Editing Pass Focus Area What I’m Looking For
First Overall structure Logical flow, argument coherence
Second Paragraph level Clear topic, supporting evidence, purpose
Third Sentence level Clarity, flow, rhythm, word choice
Fourth Word level Unnecessary words, repetition, precision

Some practical things I actually do

  • I use active voice whenever possible. “The study found” instead of “It was found by the study.”
  • I break up long lists with bullet points or numbered lists. Dense paragraphs are harder to parse.
  • I use headings and subheadings to guide the reader through longer essays.
  • I cut adverbs ruthlessly. “Very important” becomes “important.” “Quite clearly” becomes “clearly.”
  • I read other writers I admire and pay attention to how they construct sentences.
  • I take breaks between writing and editing. Fresh eyes catch things tired eyes miss.
  • I ask someone else to read my work. They’ll see confusing parts I’ve become blind to.

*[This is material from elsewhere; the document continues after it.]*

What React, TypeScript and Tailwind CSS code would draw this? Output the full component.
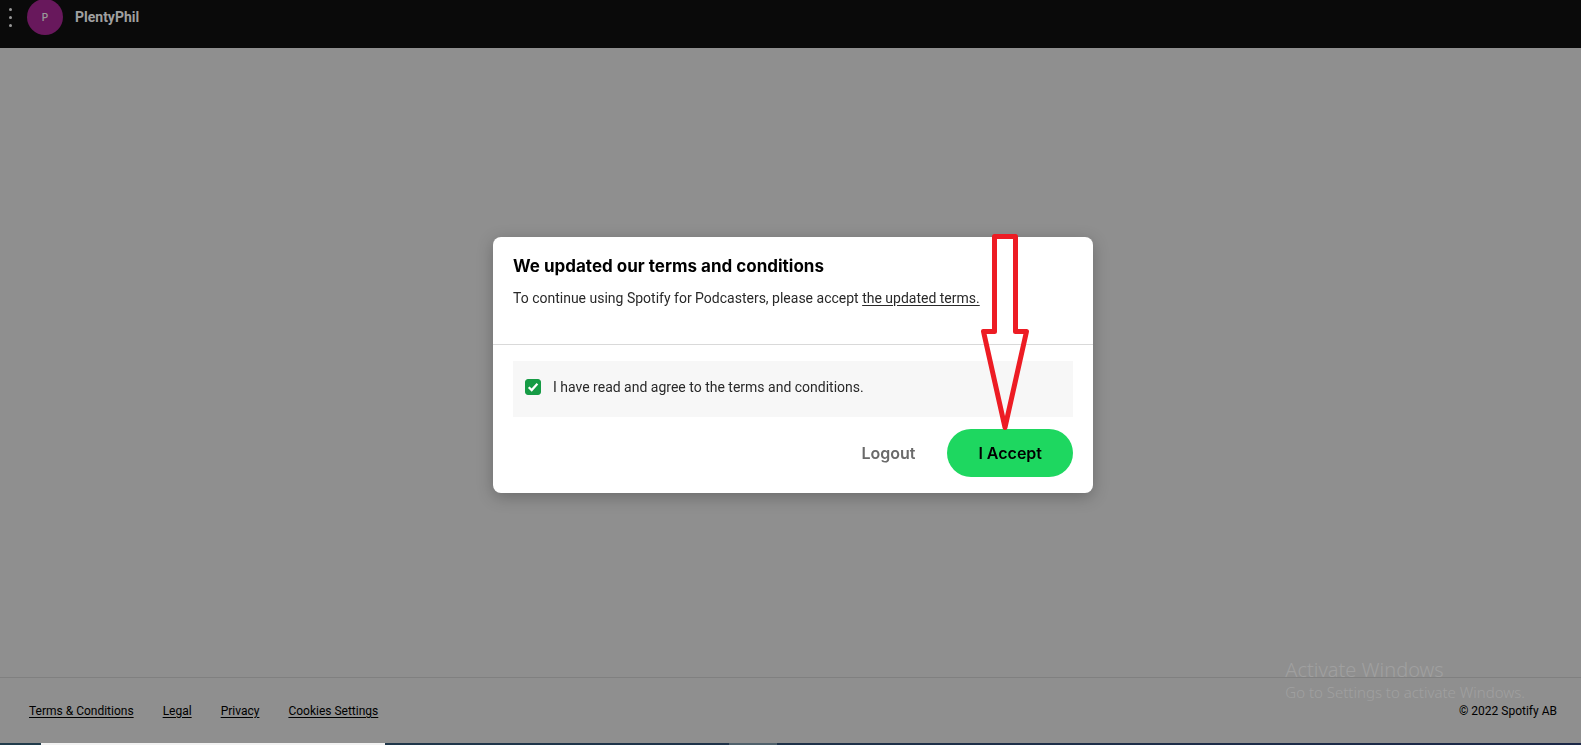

The real work is thinking clearly

Here’s what I’ve come to understand: readability isn’t a writing problem. It’s a thinking problem. If you’re unclear on the page, you’re unclear in your head. The solution isn’t better grammar or fancier vocabulary. It’s clearer thinking.

This is why I spend so much time before I write actually figuring out what I want to say. Not in vague terms. In specific, concrete terms. What exactly is my argument? What evidence supports it? What are the counterarguments? What am I not sure about?

When I’ve done this work, the writing comes easier. The reader understands because I understand. The essay is clear because the thinking is clear.

Readability is a gift you give your reader. It’s a way of saying: I respect your time. I’ve done the work to make this easy for you. You don’t have to struggle to understand what I’m saying. I’ve already struggled so you don’t have to.

That’s what I’m aiming for now. Not perfection. Not impressive vocabulary. Just clarity. Just the honest attempt to say what I mean in a way that someone else can actually understand.